As nation seeks to solve obesity epidemic, 'food deserts' emerge as a possible factor for weight gain

July 22, 2011

M Obama

At a news conference in the East Room of the White House, First Lady Michelle Obama recently announced that many retail stores will be expanding to areas considered "food deserts," places that have limited access to stores with healthy food options. (Official White House Photo)


Arnold School epidemiologist Dr. Angela Liese is leading a study on "food deserts" in an eight-county area of South Carolina.

In a nation whose landscape is dotted with fast food restaurants and retail chains offering food items and household goods, it's hard to imagine that many communities are considered "food deserts" – a designation that factors in a region's size, population and access to grocery stores.

Yet, many areas in the rural South are "food deserts," according to the U.S. Department of Agriculture, and a grant to the Arnold School of Public Health will examine an eight-county area in South Carolina to determine whether these areas match the federal designation.

The study will be led by Dr. Angela Liese, a professor and director of the Center for Research in Nutrition and Health Disparities at the University of South Carolina's Arnold School of Public Health.

"A food desert doesn't mean that access to food is difficult. It means that access to healthy, affordable food choices, especially fruits and vegetables and whole-grain, dairy and lean meat selections, is difficult because people don't have supermarkets and grocery stores nearby," she said.

"Limited access to healthy foods in low-income, rural areas is a contributor to obesity, cardiovascular diseases, diabetes and other nutrition-related diseases," Liese said.

The USDA estimates that 23.5 million people, including 6.5 million children, live in food deserts.

The one-year study draws on the expertise of Liese and other Arnold School researchers who have been studying food access in South Carolina's rural areas for about eight years. The $33,000 grant is from the Research Innovation and Development in Economics (RIDGE) Center of the Southern Rural Development Center at Mississippi State University. The counties being studied in South Carolina are Richland, Orangeburg, Calhoun, Clarendon, Kershaw, Fairfield, Chester and Lancaster.

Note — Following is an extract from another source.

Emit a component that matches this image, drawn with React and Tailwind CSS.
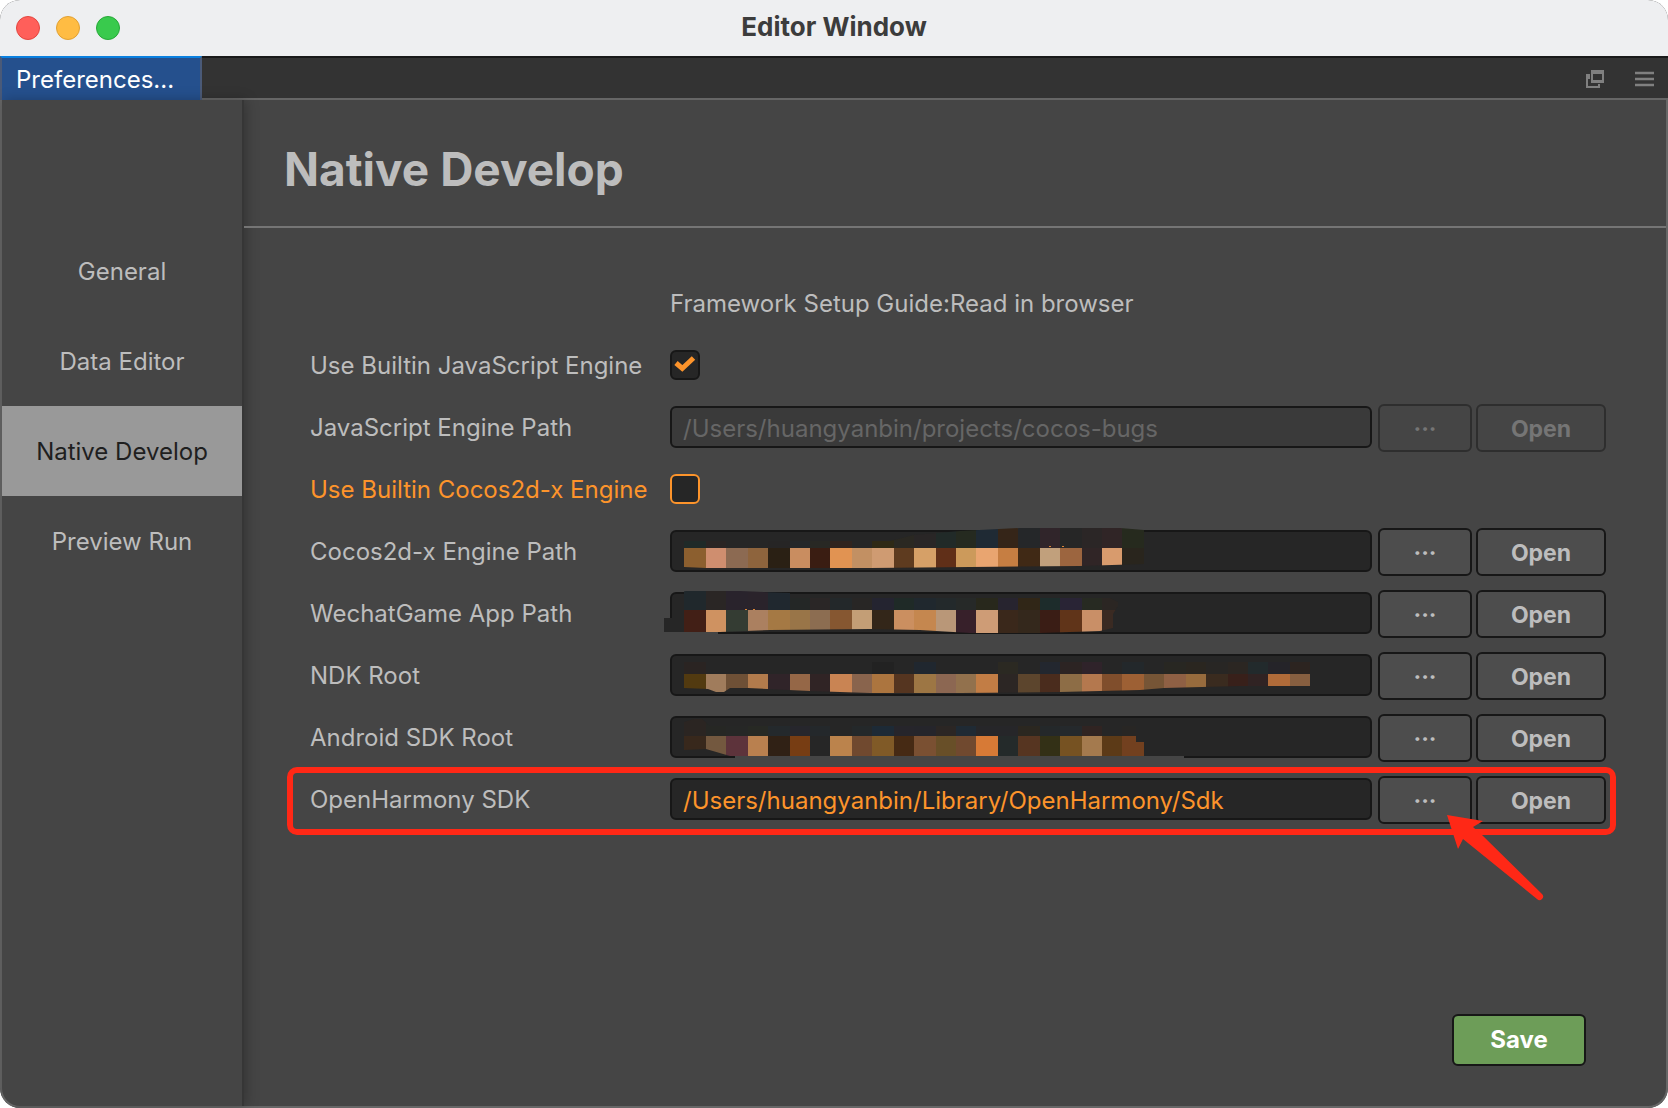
import React, { useState } from "react";

const SIDEBAR = ["General", "Data Editor", "Native Develop", "Preview Run"];

// Column edges of the mosaic cells, measured from the left edge of a field.
const EDGES = [
  14, 36, 56, 78, 98, 120, 140, 160, 182, 202, 224, 244, 266, 286, 306, 328, 348, 370, 390, 412, 432, 452, 474, 494,
  516, 536, 558, 578, 598, 620, 640, 662, 682,
];

const MOSAICS = {
  cocos: {
    split: 18,
    clip: "M14 11H220L244 5L290 1L350 -2H450L474 0V34L410 36L300 37L200 38L36 38L14 37Z",
    upper: ["#1f2a28", "#2a2524", "#262626", "#262626", "#262525", "#252729", "#282824", "#30241f", "#262626", "#2e2916", "#2a2822", "#292626", "#212a28", "#252a20", "#1f2a34", "#352518", "#252729", "#30252a", "#262626", "#2b2626", "#302526", "#262a1e"],
    lower: ["#8c5f2f", "#cf8e6f", "#8c6a52", "#8e643d", "#2a2014", "#c98d60", "#3a1d12", "#e19352", "#c29063", "#cf9b72", "#5e3b1f", "#d6a067", "#602f18", "#cc9a5b", "#e9a570", "#c67e42", "#402915", "#c1a07c", "#9c653f", "#302526", "#d89b6d", "#29251d"],
    patches: [],
    specks: [[379, 16], [392, 16]],
  },
  wechat: {
    split: 18,
    clip: "M-6 28L0 26V2L16 -1H70L120 1V6H440L448 10V14L443 22V36L430 39L370 41H300L250 38L200 37L100 38L50 40H-6Z",
    upper: ["#20282c", "#2a2625", "#29232c", "#2a232b", "#20282f", "#242726", "#2a2626", "#23282a", "#282625", "#242430", "#1f2a27", "#20282e", "#23292b", "#262928", "#28281c", "#27242f", "#302617", "#1d2c2b", "#292435", "#272a22", "#2b2623"],
    lower: ["#421f16", "#cf9261", "#343c33", "#ab8060", "#a57944", "#997548", "#8c6d51", "#865731", "#c39e76", "#332619", "#cb8f60", "#c5874f", "#b99778", "#37202a", "#ce9c76", "#3a281b", "#34281c", "#3a1d15", "#603419", "#c98f67", "#3a2a22"],
    patches: [[-6, 26, 20, 14, "#262626"], [-6, 40, 54, 2, "#454545"]],
    specks: [[75, 17], [83, 17]],
  },
  ndk: {
    split: 20,
    clip: "M14 8H640V32L570 32L494 34L470 36L390 38L290 39H200L140 37L78 34H60L54 38H46L38 35L14 34Z",
    upper: ["#2a2422", "#262626", "#262626", "#262626", "#262626", "#262626", "#262626", "#262626", "#262626", "#222222", "#262626", "#20272f", "#262626", "#262626", "#262626", "#2b2922", "#262626", "#23272f", "#2c2423", "#2f232a", "#262626", "#23282b", "#262626", "#282722", "#2a2620", "#282624", "#2b2622", "#222a2c", "#252429", "#2c2420", "#262626"],
    lower: ["#523a10", "#a07c5c", "#6e5036", "#b27b4c", "#302429", "#956747", "#302425", "#c98453", "#89644d", "#ac753f", "#553520", "#9d7644", "#8c6752", "#92714d", "#c27d45", "#2c2624", "#5c452d", "#4a2c1d", "#8d6d46", "#b4784e", "#804e2c", "#9d6034", "#765536", "#8f6044", "#976b3d", "#3a2b1f", "#38201a", "#302323", "#b06b39", "#875f40", "#302425"],
    patches: [],
    specks: [],
  },
  android: {
    split: 20,
    clip: "M14 6L24 3H32L40 10H466V26H474V40H60L36 33L14 34Z",
    upper: ["#2b2522", "#262724", "#262726", "#272924", "#24292c", "#26262c", "#24282b", "#262626", "#24282a", "#1d2a36", "#26252b", "#25252b", "#2b2624", "#1f2a34", "#262629", "#262629", "#2b2720", "#24282a", "#25292c", "#302422", "#262626", "#282624", "#26263a"],
    lower: ["#38281c", "#73583f", "#5d333b", "#b9804f", "#302115", "#773d13", "#262626", "#bb834c", "#70492f", "#805a27", "#462a14", "#7a5032", "#684f28", "#70492f", "#d77a36", "#242a2a", "#563521", "#333016", "#765222", "#a47a4e", "#5c3a17", "#72401f"],
    patches: [[65, 40, 449, 2, "#454545"]],
    specks: [],
  },
};

function Mosaic({ name }) {
  const m = MOSAICS[name];
  return (
    <svg className="pointer-events-none absolute left-0 top-0 overflow-visible" width="702" height="42" viewBox="0 0 702 42" aria-hidden="true">
      <clipPath id={"mosaic-" + name}>
        <path d={m.clip} />
      </clipPath>
      {m.patches.map(([x, y, w, h, fill], i) => (
        <rect key={i} x={x} y={y} width={w} height={h} fill={fill} />
      ))}
      <g clipPath={`url(#mosaic-${name})`} shapeRendering="crispEdges">
        {m.upper.map((fill, i) => (
          <rect key={i} x={EDGES[i]} y={-4} width={EDGES[i + 1] - EDGES[i]} height={m.split + 4} fill={fill} />
        ))}
        {m.lower.map((fill, i) => (
          <rect key={i} x={EDGES[i]} y={m.split} width={EDGES[i + 1] - EDGES[i]} height={28} fill={fill} />
        ))}
      </g>
      {m.specks.map(([x, y], i) => (
        <rect key={i} x={x} y={y} width="2" height="1" fill="#d98538" />
      ))}
    </svg>
  );
}

const ROW = "relative grid h-12 grid-cols-[360px_1fr] items-center";

function CheckRow({ id, label, accent, defaultChecked }) {
  const [checked, setChecked] = useState(defaultChecked);
  return (
    <div className={ROW}>
      <label htmlFor={id} className={accent ? "text-[#fd942b]" : ""}>
        {label}
      </label>
      <div className="relative flex size-8 items-start">
        <input
          id={id}
          type="checkbox"
          checked={checked}
          onChange={(e) => setChecked(e.target.checked)}
          className={
            "size-[30px] appearance-none rounded-md border-2 bg-[#262626] " +
            (accent ? "border-[#fd942b]" : "border-[#171717]")
          }
        />
        {checked && (
          <svg className="pointer-events-none absolute left-0 top-0" width="30" height="30" viewBox="0 0 30 30" aria-hidden="true">
            <path d="M6 13L12.3 18.5L23.5 8" fill="none" stroke="#fd942b" strokeWidth="5" />
          </svg>
        )}
      </div>
    </div>
  );
}

const BUTTON = "h-12 rounded-md border-2 pt-0.5 text-[23px] font-bold";
const ENABLED = "border-[#171717] bg-[#4d4d4d] text-[#bdbdbd]";
const DISABLED = "border-[#2e2e2e] bg-[#454545] text-[#757575]";

function PathRow({ id, label, value = "", disabled = false, mosaic, children }) {
  const tone = disabled ? DISABLED : ENABLED;
  return (
    <div className={ROW}>
      <label htmlFor={id}>{label}</label>
      <div className="flex items-center">
        <div className="relative min-w-0 flex-1 pb-0.5">
          <input
            id={id}
            type="text"
            defaultValue={value}
            disabled={disabled}
            className={
              "block h-[42px] w-full rounded-md border-2 border-[#171717] px-[11px] pt-0.5 outline-none " +
              (disabled ? "bg-[#3a3a3a] text-[#666666]" : "bg-[#262626] text-[#fd942b]")
            }
          />
          {mosaic && <Mosaic name={mosaic} />}
        </div>
        <button type="button" disabled={disabled} aria-label={"Browse " + label} className={`${BUTTON} ${tone} ml-1.5 w-[94px]`}>
          ···
        </button>
        <button type="button" disabled={disabled} className={`${BUTTON} ${tone} ml-1 w-[130px]`}>
          Open
        </button>
      </div>
      {children}
    </div>
  );
}

export default function App() {
  const [active, setActive] = useState("Native Develop");
  return (
    <div className="bg-white font-['Inter',sans-serif] text-2xl leading-8 text-[#bdbdbd]">
      <div className="flex min-h-screen flex-col overflow-hidden rounded-[20px] bg-[#454545]">
        <header className="grid h-14 grid-cols-[1fr_auto_1fr] items-center bg-[#eeeff1] px-4">
          <div className="flex gap-4">
            <button type="button" aria-label="Close" className="size-6 rounded-full border border-[#e2463f] bg-[#ff5f5a]" />
            <button type="button" aria-label="Minimize" className="size-6 rounded-full border border-[#e0a033] bg-[#ffbc43]" />
            <button type="button" aria-label="Zoom" className="size-6 rounded-full border border-[#27a838] bg-[#39ca4d]" />
          </div>
          <h1 className="pb-0.5 text-[26px] font-bold text-[#3c3c3c]">Editor Window</h1>
        </header>

        <div className="flex h-11 bg-[#333333]">
          <button type="button" className="w-[202px] border-x-2 border-t-2 border-x-[#4a5a78] border-t-[#0a80e0] bg-[#25508d] pl-3.5 pt-0.5 text-left text-[#ffffff]">
            Preferences...
          </button>
          <div className="flex flex-1 items-center justify-end gap-7 border-b-2 border-t-2 border-b-[#666666] border-t-[#1a1a1a] pr-3 pt-0.5">
            <button type="button" aria-label="Pop out" className="text-[#808080]">
              <svg width="22" height="20" viewBox="0 0 22 20" fill="currentColor" aria-hidden="true">
                <path fillRule="evenodd" d="M7 1h13v13H7zM9 5v6h9V5z" />
                <path d="M2 5h4v5H4v7h10v-2h2v4H2z" />
              </svg>
            </button>
            <button type="button" aria-label="Menu" className="text-[#808080]">
              <svg width="22" height="20" viewBox="0 0 22 20" aria-hidden="true">
                <path d="M1 4H20M1 10H20M1 16H20" stroke="currentColor" strokeWidth="2.6" />
              </svg>
            </button>
          </div>
        </div>

        <div className="flex flex-1 rounded-b-[20px] border-x-2 border-b-2 border-[#666666]">
          <nav className="flex w-[242px] shrink-0 flex-col border-r-2 border-[#363636] pt-[126px] shadow-[2px_0_12px_rgba(0,0,0,0.25)]">
            {SIDEBAR.map((item) => (
              <button
                key={item}
                type="button"
                onClick={() => setActive(item)}
                className={"h-[90px] pt-0.5 " + (item === active ? "bg-[#999999] text-[#1f1f1f]" : "")}
              >
                {item}
              </button>
            ))}
          </nav>

          <main className="flex min-w-0 flex-1 flex-col">
            <div className="flex h-32 items-center border-b-2 border-[#757575] pl-10 pt-3">
              <h2 className="text-[46px] font-bold leading-[56px]">Native Develop</h2>
            </div>

            <form className="flex flex-1 flex-col pb-10 pl-[66px] pr-[60px] pt-[52px]" onSubmit={(e) => e.preventDefault()}>
              <div className="flex flex-col gap-3.5">
                <div className={ROW}>
                  <p className="col-start-2">
                    Framework Setup Guide:<a href="#guide">Read in browser</a>
                  </p>
                </div>
                <CheckRow id="js-builtin" label="Use Builtin JavaScript Engine" defaultChecked={true} />
                <PathRow id="js-path" label="JavaScript Engine Path" value="/Users/huangyanbin/projects/cocos-bugs" disabled />
                <CheckRow id="cocos-builtin" label="Use Builtin Cocos2d-x Engine" accent defaultChecked={false} />
                <PathRow id="cocos-path" label="Cocos2d-x Engine Path" mosaic="cocos" />
                <PathRow id="wechat-path" label="WechatGame App Path" mosaic="wechat" />
                <PathRow id="ndk-root" label="NDK Root" mosaic="ndk" />
                <PathRow id="android-root" label="Android SDK Root" mosaic="android" />
                <PathRow id="harmony-sdk" label="OpenHarmony SDK" value="/Users/huangyanbin/Library/OpenHarmony/Sdk">
                  <div className="pointer-events-none absolute -bottom-[11px] -left-[23px] -right-2.5 -top-[9px] rounded-[10px] border-6 border-[#ff2816]" />
                  <svg className="pointer-events-none absolute right-[59px] top-[37px]" width="102" height="90" viewBox="0 0 102 90" aria-hidden="true">
                    <path d="M2 2L38 8L28 14L37 22L97 81A3.4 3.4 0 0 1 92 86L18 26L13 36Z" fill="#ff2816" />
                  </svg>
                </PathRow>
              </div>
              <div className="mt-auto flex justify-end pr-5">
                <button type="submit" className="h-[52px] w-[134px] rounded-md border-2 border-[#171717] bg-[#6d9d58] font-bold text-white">
                  Save
                </button>
              </div>
            </form>
          </main>
        </div>
      </div>
    </div>
  );
}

"This grant is a good fit with the ongoing U.S. policy initiatives to improve access to healthy food choices," Liese said. "We want to know whether these policies are making a difference."

The grant also is timely.

First Lady Michelle Obama announced July 20 that she is working with retail stores to improve healthy food options in the nation's "food deserts." Walmart, for example, has said it will open 300 stores in food deserts over the next five years, and the pharmacy chain Walgreen's is committed to adding fresh produce to its existing and future stores.

Speaking at a July 20 news conference in Washington, D.C., Mrs. Obama said more must be done to help parents make good choices for their families.

"… they should have fresh food retailers right in their communities -– places that sell healthy food at reasonable prices, so that they can feed their families in the way that they see fit, because when they have those choices, that can have a real, measurable impact on a family's health, and we all know that," said Mrs. Obama, who is leading the "Let's Move" campaign to encourage physical activity among children and families.

"Studies have shown that people who live in communities with greater access to supermarkets eat more fresh fruits and vegetables, and they have lower rates of obesity," she said.

The Arnold School already has accumulated significant data on food deserts and the food environment in rural areas of the Palmetto State through the work of individual researchers and the Center for Research on Nutrition and Health Disparities, Liese said.

"This grant will build on our previous studies and offers us the opportunity to add to the growing body of scientific knowledge on nutrition in our nation," she said.

Other USC researchers working on the study include Dr. Sarah Battersby from the Department of Geography and Dr. Bethany Bell from the College of Education.